Caetano Veloso: "Caetano Veloso"
Album #96- June 1968
Episode date - October 2, 2019
1968 was not a good time for creative types in Brazil. The country recently ceded control to the rule of an authoritarian military dictatorship that attempted to limit freedom of speech as means to suppress any political opposition. Unfortunately, this meant that most artistic statements were subject to state approval, a bad scenario from almost every perspective, and especially bad if you are an intelligent, creative youth with limitless ideas and ambition.
Let’s add in the timing for all this; Brazil’s dictatorship was at the peak of its power just as North America and The UK were experiencing the Summer of Love. Caetano Veloso was but one artist in his mid-twenties who found himself wildly inspired upon hearing “Sgt. Pepper’s Lonely Hearts Club Band”. The album opened up windows for the young songwriter that he never knew existed, and the sudden breath of fresh air invigorated his own sense of creativity. Veloso already had a recording contract and enjoyed some popularity in his country, but the sixties mentality arrived in Brazil like a slightly delayed tidal wave, and took Veloso in its wake. His songwriting style grew much more expansive, with melodies, rhythms and instrumentation going in myriad directions while his lyrics overflowed with a sense of optimism. He penned a song called “Tropicalia” which soon became the tag that united Veloso with likeminded cohorts. In the hands of the Tropicalistas, Brazil had been “Pepper-fied”, much to the chagrin of the culture police who had no interest in seeing Brazil’s traditions challenged. They were heady times while they lasted, but things soon took a turn for the worse.

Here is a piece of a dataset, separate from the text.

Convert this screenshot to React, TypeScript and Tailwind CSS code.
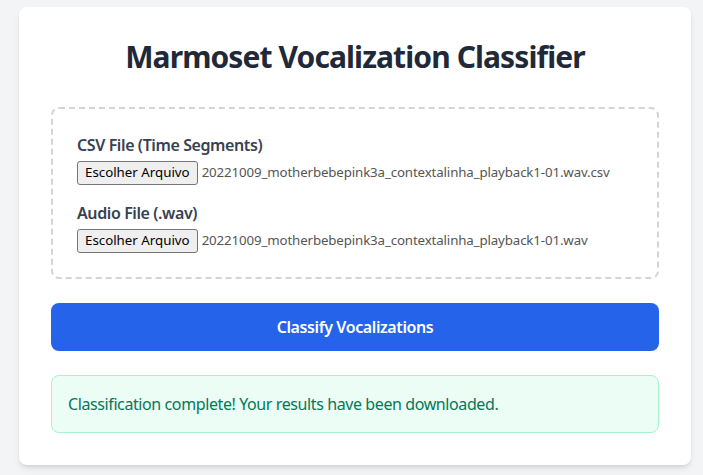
import React from 'react';

const FileField: React.FC<{ label: string; fileName: string }> = ({ label, fileName }) => (
    <div>
        <label className="block text-base font-semibold tracking-tight text-[#374151] mb-1">{label}</label>
        <div className="flex items-center h-6">
            <span className="h-6 px-[7px] flex items-center border border-[#767676] bg-[#efefef] rounded-[3px] text-[13.3px] text-black">
                Escolher Arquivo
            </span>
            <span className="ml-[4px] text-[13.3px] tracking-[-0.01em] text-[#555]">{fileName}</span>
        </div>
    </div>
);

const App: React.FC = () => {
    return (
        <div className="min-h-[475px] bg-[#f3f4f6] pt-[7px] font-['Noto_Sans',sans-serif]">
            <div className="ml-[19px] w-[672px] bg-white rounded-lg shadow-md p-8">
                <h1 className="text-3xl font-bold tracking-[-0.03em] text-[#1f2937] text-center mb-8">Marmoset Vocalization Classifier</h1>
                <div className="border-2 border-dashed border-[#d1d5db] rounded-lg p-6 space-y-4">
                    <FileField label="CSV File (Time Segments)" fileName="20221009_motherbebepink3a_contextalinha_playback1-01.wav.csv" />
                    <FileField label="Audio File (.wav)" fileName="20221009_motherbebepink3a_contextalinha_playback1-01.wav" />
                </div>
                <button className="mt-6 w-full py-3 bg-[#2563eb] text-white font-semibold tracking-tight rounded-lg">
                    Classify Vocalizations
                </button>
                <div className="mt-6 p-4 bg-[#ecfdf5] border border-[#a7f3d0] text-[#047857] tracking-tight rounded-lg">
                    Classification complete! Your results have been downloaded.
                </div>
            </div>
        </div>
    );
};

export default App;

Brazilian politics in 1968 were a sort of mirror image of what American youth experienced. In Brazil, the college-age population tended to support the Nationalist movement at that time, and Veloso quickly found himself rejected by his conservative peers, which in turn emboldened the government to have Veloso arrested and then deported. As could be expected, Caetano Veloso’s music took a significantly saddened turn after his deportation, but he stayed active artistically throughout the ordeal, and the arc of his life’s work serves as a profoundly artistic and literate account of the times before, during and after his ordeal.
“Caetano Veloso” is his first solo album, released after recording an album of bossa nova-based duets with Gal Costa. Drunk in the spirit of the times, his debut solo radically shifted gears and overflows with creativity, moving from one idea to another with such rapidity that it must have been breathtaking to hear it in its time. The sense of invention is still palpable, and at times it sounds as though Veloso is being swept away, almost confused by the limitless possibilities of his imagination.
In spots he overreaches and operates without a governor, but the wild stretch of his creativity is what fuels the songs here, making them sound joyous and full of wonder. They capture a moment of informed innocence regarding the creative procedure, a moment that circumstances would prevent him from ever readdressing in the same way again. If, like me, you are incapable of understanding a word of Portuguese, I highly recommend that you download translations of the lyrics. It will provide a pleasure equally as deep as the melodies, if not more so. Veloso is a poet in the truest sense of the word, and his lyrics eclipse those of mere ‘songwriters’. As the songs rush by, you’ll find your imagination weaving through portals of suggested images that convey happiness, uncertainty, irony, a limitless appreciation for beauty, and even some occasionally veiled criticism. Whether in the U.S. or Brazil, this is what multi-faceted art was all about in 1968. It still is.